-- Begin --

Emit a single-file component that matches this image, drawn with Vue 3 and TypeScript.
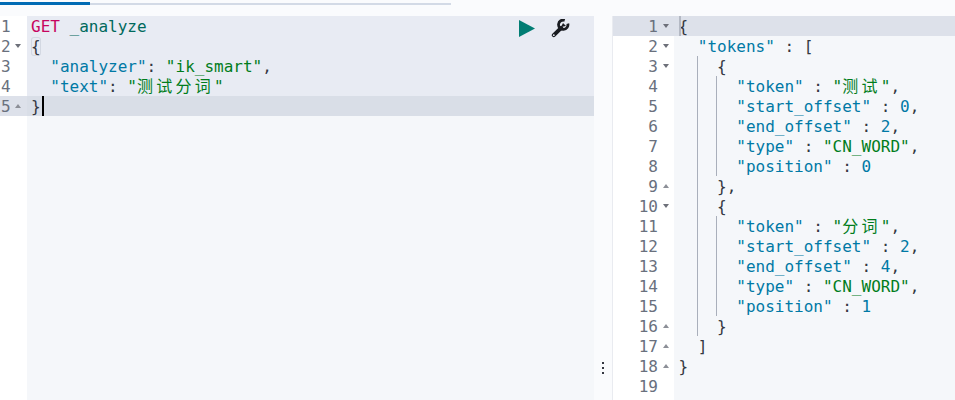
<script setup lang="ts">
type Tok = { t: string; c?: string };
type Row = { n: number; fold?: 'd' | 'u'; toks: Tok[]; guides?: number; indent?: number };
const s = (t: string, c?: string): Tok => ({ t, c });

const leftRows: Row[] = [
  { n: 1, toks: [s('GET', 'method'), s(' '), s('_analyze', 'url')] },
  { n: 2, fold: 'd', toks: [s('{', 'paren match')] },
  { n: 3, toks: [s('  '), s('"analyzer"', 'key'), s(': '), s('"ik_smart"', 'str'), s(',')] },
  { n: 4, toks: [s('  '), s('"text"', 'key'), s(': '), s('"', 'str'), s('测试分词', 'str cjk'), s('"', 'str')] },
  { n: 5, fold: 'u', toks: [s('}', 'paren')] },
];

const entry = (name: string, a: number, b: number, pos: number): Tok[][] => [
  [s('"token"', 'key'), s(' : '), s('"', 'str'), s(name, 'str cjk'), s('"', 'str'), s(',')],
  [s('"start_offset"', 'key'), s(' : '), s(String(a), 'num'), s(',')],
  [s('"end_offset"', 'key'), s(' : '), s(String(b), 'num'), s(',')],
  [s('"type"', 'key'), s(' : '), s('"CN_WORD"', 'str'), s(',')],
  [s('"position"', 'key'), s(' : '), s(String(pos), 'num')],
];
const e1 = entry('测试', 0, 2, 0);
const e2 = entry('分词', 2, 4, 1);

const rightRows: Row[] = [
  { n: 1, fold: 'd', toks: [s('{', 'paren')], guides: 0, indent: 0 },
  { n: 2, fold: 'd', toks: [s('"tokens"', 'key'), s(' : '), s('[', 'paren')], guides: 0, indent: 2 },
  { n: 3, fold: 'd', toks: [s('{', 'paren')], guides: 1, indent: 4 },
  ...e1.map((toks, i) => ({ n: 4 + i, toks, guides: 2, indent: 6 })),
  { n: 9, fold: 'u', toks: [s('}', 'paren'), s(',')], guides: 1, indent: 4 },
  { n: 10, fold: 'd', toks: [s('{', 'paren')], guides: 1, indent: 4 },
  ...e2.map((toks, i) => ({ n: 11 + i, toks, guides: 2, indent: 6 })),
  { n: 16, fold: 'u', toks: [s('}', 'paren')], guides: 1, indent: 4 },
  { n: 17, fold: 'u', toks: [s(']', 'paren')], guides: 0, indent: 2 },
  { n: 18, fold: 'u', toks: [s('}', 'paren')], guides: 0, indent: 0 },
  { n: 19, toks: [], guides: 0, indent: 0 },
];
</script>

<template>
  <div class="page">
    <div class="tabs"><div class="tab-active"></div></div>
    <div class="panes">
      <section class="editor left">
        <div class="gutter">
          <div v-for="r in leftRows" :key="r.n" class="gcell" :class="{ active: r.n === 5 }">
            <span class="lnum">{{ r.n }}</span>
            <span class="fold" :class="r.fold"></span>
          </div>
        </div>
        <div class="code">
          <div v-for="r in leftRows" :key="r.n" class="line" :class="r.n === 5 ? 'active' : 'sel'">
            <span v-for="(k, i) in r.toks" :key="i" :class="k.c">{{ k.t }}</span><span v-if="r.n === 5" class="cursor"></span>
          </div>
          <div class="actions">
            <svg class="play" width="16" height="17" viewBox="0 0 16 17"><path d="M0 0L16 8.5L0 17Z" fill="#017d73" /></svg>
            <svg class="wrench" width="19" height="19" viewBox="0 0 19 19">
              <path d="M2.8 16.200L10.200 8.800" stroke="#1a1c21" stroke-width="4" stroke-linecap="round" fill="none" />
              <path d="M16.800 4.600A4.700 4.700 0 1 1 13.700 1.300" stroke="#1a1c21" stroke-width="2.800" fill="none" />
              <path d="M10 8L12 4L15 7Z" fill="#1a1c21" />
              <circle cx="2.800" cy="16.200" r="0.900" fill="#e8ebf3" />
            </svg>
          </div>
        </div>
      </section>
      <div class="splitter"><span class="dots"><i></i><i></i><i></i></span></div>
      <section class="editor right">
        <div class="gutter">
          <div v-for="r in rightRows" :key="r.n" class="gcell" :class="{ active: r.n === 1 }">
            <span class="lnum">{{ r.n }}</span>
            <span class="fold" :class="r.fold"></span>
          </div>
        </div>
        <div class="code">
          <div v-for="r in rightRows" :key="r.n" class="line" :class="{ active: r.n === 1 }">
            <i v-if="r.guides && r.guides >= 1" class="guide g1"></i>
            <i v-if="r.guides === 2" class="guide g2"></i>
            <i v-if="r.n === 1" class="caret"></i>
            <span class="pad" :style="{ width: (r.indent ?? 0) * 9.63 + 'px' }"></span>
            <span v-for="(k, i) in r.toks" :key="i" :class="k.c">{{ k.t }}</span>
          </div>
        </div>
      </section>
    </div>
  </div>
</template>

<style>
html, body { margin: 0; padding: 0; background: #fafbfd; }
</style>

<style scoped>
.page {
  width: 955px;
  height: 400px;
  overflow: hidden;
  background: #fafbfd;
  display: flex;
  flex-direction: column;
}
.tabs {
  width: 451px;
  height: 2px;
  margin-top: 3px;
  background: #d3dae6;
  flex: none;
}
.tab-active { width: 90px; height: 3px; margin-top: -1px; background: #006bb4; }
.panes {
  display: flex;
  margin-top: 11px;
  flex: 1;
  min-height: 0;
  font: 16px/22px "DejaVu Sans Mono", "Noto Sans CJK SC", monospace;
  color: #343741;
}
.editor { display: flex; min-width: 0; }
.left { width: 594px; flex: none; }
.right { flex: 1; background: #f5f7fa; border-left: 1px solid #e9ebf0; }
.splitter {
  width: 18px;
  flex: none;
  position: relative;
  background: #fafbfd;
}
.dots {
  position: absolute;
  left: 8px;
  top: 346px;
  display: flex;
  flex-direction: column;
  gap: 3px;
}
.dots i { display: block; width: 2px; height: 2px; background: #343741; }
.gutter { flex: none; background: #fff; }
.left .gutter { width: 27px; }
.right .gutter { width: 61px; }
.gcell { height: 20px; position: relative; }
.gcell .lnum { position: absolute; white-space: nowrap; color: #69707d; }
.left .gcell .lnum { left: 1px; }
.right .gcell .lnum { right: 16px; }
.gcell.active { background: #dde1ea; }
.fold { position: absolute; top: 8px; width: 0; height: 0; }
.left .fold { left: 15px; }
.right .fold { right: 5px; }
.fold.d { border: 3px solid transparent; border-top: 4px solid #6d7079; border-bottom: 0; }
.fold.u { border: 3px solid transparent; border-bottom: 4px solid #8c8f97; border-top: 0; }
.left .code { flex: 1; background: #f5f7fa; position: relative; }
.right .code { flex: 1; }
.line { height: 20px; white-space: pre; position: relative; padding-left: 4px; }
.right .line { padding-left: 4.500px; }
.line.sel { background: #e8ebf3; }
.line.active { background: #d9dee7; }
.right .line.active { background: #dde1ea; }
.pad { display: inline-block; }
.guide { position: absolute; top: 0; bottom: 0; width: 1px; background: #a9afbb; }
.g1 { left: 23px; }
.g2 { left: 42px; }
.caret { position: absolute; left: 5px; top: 0; bottom: 0; width: 2px; background: #b4b9c4; }
.cursor {
  display: inline-block;
  width: 2px;
  height: 20px;
  vertical-align: top;
  background: #000;
  margin-left: 1px;
}
.method { color: #c7055f; }
.url { color: #00695c; }
.key { color: #0079a5; }
.str { color: #017d1c; }
.num { color: #0079a5; }
.paren { color: #343741; }
.cjk { letter-spacing: 3.26px; }
.match { box-shadow: inset 0 0 0 1px #d3d8e2; border-radius: 3px; }
.actions {
  position: absolute;
  top: 3px;
  right: 24px;
  display: flex;
  align-items: center;
  gap: 16px;
}
svg { display: block; }
</style>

-- End --

### AIM OF THE TASK:
Without the pictures, repeat the listing above exactly.

### CORRECT OUTPUT:
Emit a single-file component that matches this image, drawn with Vue 3 and TypeScript.
<script setup lang="ts">
type Tok = { t: string; c?: string };
type Row = { n: number; fold?: 'd' | 'u'; toks: Tok[]; guides?: number; indent?: number };
const s = (t: string, c?: string): Tok => ({ t, c });

const leftRows: Row[] = [
  { n: 1, toks: [s('GET', 'method'), s(' '), s('_analyze', 'url')] },
  { n: 2, fold: 'd', toks: [s('{', 'paren match')] },
  { n: 3, toks: [s('  '), s('"analyzer"', 'key'), s(': '), s('"ik_smart"', 'str'), s(',')] },
  { n: 4, toks: [s('  '), s('"text"', 'key'), s(': '), s('"', 'str'), s('测试分词', 'str cjk'), s('"', 'str')] },
  { n: 5, fold: 'u', toks: [s('}', 'paren')] },
];

const entry = (name: string, a: number, b: number, pos: number): Tok[][] => [
  [s('"token"', 'key'), s(' : '), s('"', 'str'), s(name, 'str cjk'), s('"', 'str'), s(',')],
  [s('"start_offset"', 'key'), s(' : '), s(String(a), 'num'), s(',')],
  [s('"end_offset"', 'key'), s(' : '), s(String(b), 'num'), s(',')],
  [s('"type"', 'key'), s(' : '), s('"CN_WORD"', 'str'), s(',')],
  [s('"position"', 'key'), s(' : '), s(String(pos), 'num')],
];
const e1 = entry('测试', 0, 2, 0);
const e2 = entry('分词', 2, 4, 1);

const rightRows: Row[] = [
  { n: 1, fold: 'd', toks: [s('{', 'paren')], guides: 0, indent: 0 },
  { n: 2, fold: 'd', toks: [s('"tokens"', 'key'), s(' : '), s('[', 'paren')], guides: 0, indent: 2 },
  { n: 3, fold: 'd', toks: [s('{', 'paren')], guides: 1, indent: 4 },
  ...e1.map((toks, i) => ({ n: 4 + i, toks, guides: 2, indent: 6 })),
  { n: 9, fold: 'u', toks: [s('}', 'paren'), s(',')], guides: 1, indent: 4 },
  { n: 10, fold: 'd', toks: [s('{', 'paren')], guides: 1, indent: 4 },
  ...e2.map((toks, i) => ({ n: 11 + i, toks, guides: 2, indent: 6 })),
  { n: 16, fold: 'u', toks: [s('}', 'paren')], guides: 1, indent: 4 },
  { n: 17, fold: 'u', toks: [s(']', 'paren')], guides: 0, indent: 2 },
  { n: 18, fold: 'u', toks: [s('}', 'paren')], guides: 0, indent: 0 },
  { n: 19, toks: [], guides: 0, indent: 0 },
];
</script>

<template>
  <div class="page">
    <div class="tabs"><div class="tab-active"></div></div>
    <div class="panes">
      <section class="editor left">
        <div class="gutter">
          <div v-for="r in leftRows" :key="r.n" class="gcell" :class="{ active: r.n === 5 }">
            <span class="lnum">{{ r.n }}</span>
            <span class="fold" :class="r.fold"></span>
          </div>
        </div>
        <div class="code">
          <div v-for="r in leftRows" :key="r.n" class="line" :class="r.n === 5 ? 'active' : 'sel'">
            <span v-for="(k, i) in r.toks" :key="i" :class="k.c">{{ k.t }}</span><span v-if="r.n === 5" class="cursor"></span>
          </div>
          <div class="actions">
            <svg class="play" width="16" height="17" viewBox="0 0 16 17"><path d="M0 0L16 8.5L0 17Z" fill="#017d73" /></svg>
            <svg class="wrench" width="19" height="19" viewBox="0 0 19 19">
              <path d="M2.8 16.200L10.200 8.800" stroke="#1a1c21" stroke-width="4" stroke-linecap="round" fill="none" />
              <path d="M16.800 4.600A4.700 4.700 0 1 1 13.700 1.300" stroke="#1a1c21" stroke-width="2.800" fill="none" />
              <path d="M10 8L12 4L15 7Z" fill="#1a1c21" />
              <circle cx="2.800" cy="16.200" r="0.900" fill="#e8ebf3" />
            </svg>
          </div>
        </div>
      </section>
      <div class="splitter"><span class="dots"><i></i><i></i><i></i></span></div>
      <section class="editor right">
        <div class="gutter">
          <div v-for="r in rightRows" :key="r.n" class="gcell" :class="{ active: r.n === 1 }">
            <span class="lnum">{{ r.n }}</span>
            <span class="fold" :class="r.fold"></span>
          </div>
        </div>
        <div class="code">
          <div v-for="r in rightRows" :key="r.n" class="line" :class="{ active: r.n === 1 }">
            <i v-if="r.guides && r.guides >= 1" class="guide g1"></i>
            <i v-if="r.guides === 2" class="guide g2"></i>
            <i v-if="r.n === 1" class="caret"></i>
            <span class="pad" :style="{ width: (r.indent ?? 0) * 9.63 + 'px' }"></span>
            <span v-for="(k, i) in r.toks" :key="i" :class="k.c">{{ k.t }}</span>
          </div>
        </div>
      </section>
    </div>
  </div>
</template>

<style>
html, body { margin: 0; padding: 0; background: #fafbfd; }
</style>

<style scoped>
.page {
  width: 955px;
  height: 400px;
  overflow: hidden;
  background: #fafbfd;
  display: flex;
  flex-direction: column;
}
.tabs {
  width: 451px;
  height: 2px;
  margin-top: 3px;
  background: #d3dae6;
  flex: none;
}
.tab-active { width: 90px; height: 3px; margin-top: -1px; background: #006bb4; }
.panes {
  display: flex;
  margin-top: 11px;
  flex: 1;
  min-height: 0;
  font: 16px/22px "DejaVu Sans Mono", "Noto Sans CJK SC", monospace;
  color: #343741;
}
.editor { display: flex; min-width: 0; }
.left { width: 594px; flex: none; }
.right { flex: 1; background: #f5f7fa; border-left: 1px solid #e9ebf0; }
.splitter {
  width: 18px;
  flex: none;
  position: relative;
  background: #fafbfd;
}
.dots {
  position: absolute;
  left: 8px;
  top: 346px;
  display: flex;
  flex-direction: column;
  gap: 3px;
}
.dots i { display: block; width: 2px; height: 2px; background: #343741; }
.gutter { flex: none; background: #fff; }
.left .gutter { width: 27px; }
.right .gutter { width: 61px; }
.gcell { height: 20px; position: relative; }
.gcell .lnum { position: absolute; white-space: nowrap; color: #69707d; }
.left .gcell .lnum { left: 1px; }
.right .gcell .lnum { right: 16px; }
.gcell.active { background: #dde1ea; }
.fold { position: absolute; top: 8px; width: 0; height: 0; }
.left .fold { left: 15px; }
.right .fold { right: 5px; }
.fold.d { border: 3px solid transparent; border-top: 4px solid #6d7079; border-bottom: 0; }
.fold.u { border: 3px solid transparent; border-bottom: 4px solid #8c8f97; border-top: 0; }
.left .code { flex: 1; background: #f5f7fa; position: relative; }
.right .code { flex: 1; }
.line { height: 20px; white-space: pre; position: relative; padding-left: 4px; }
.right .line { padding-left: 4.500px; }
.line.sel { background: #e8ebf3; }
.line.active { background: #d9dee7; }
.right .line.active { background: #dde1ea; }
.pad { display: inline-block; }
.guide { position: absolute; top: 0; bottom: 0; width: 1px; background: #a9afbb; }
.g1 { left: 23px; }
.g2 { left: 42px; }
.caret { position: absolute; left: 5px; top: 0; bottom: 0; width: 2px; background: #b4b9c4; }
.cursor {
  display: inline-block;
  width: 2px;
  height: 20px;
  vertical-align: top;
  background: #000;
  margin-left: 1px;
}
.method { color: #c7055f; }
.url { color: #00695c; }
.key { color: #0079a5; }
.str { color: #017d1c; }
.num { color: #0079a5; }
.paren { color: #343741; }
.cjk { letter-spacing: 3.26px; }
.match { box-shadow: inset 0 0 0 1px #d3d8e2; border-radius: 3px; }
.actions {
  position: absolute;
  top: 3px;
  right: 24px;
  display: flex;
  align-items: center;
  gap: 16px;
}
svg { display: block; }
</style>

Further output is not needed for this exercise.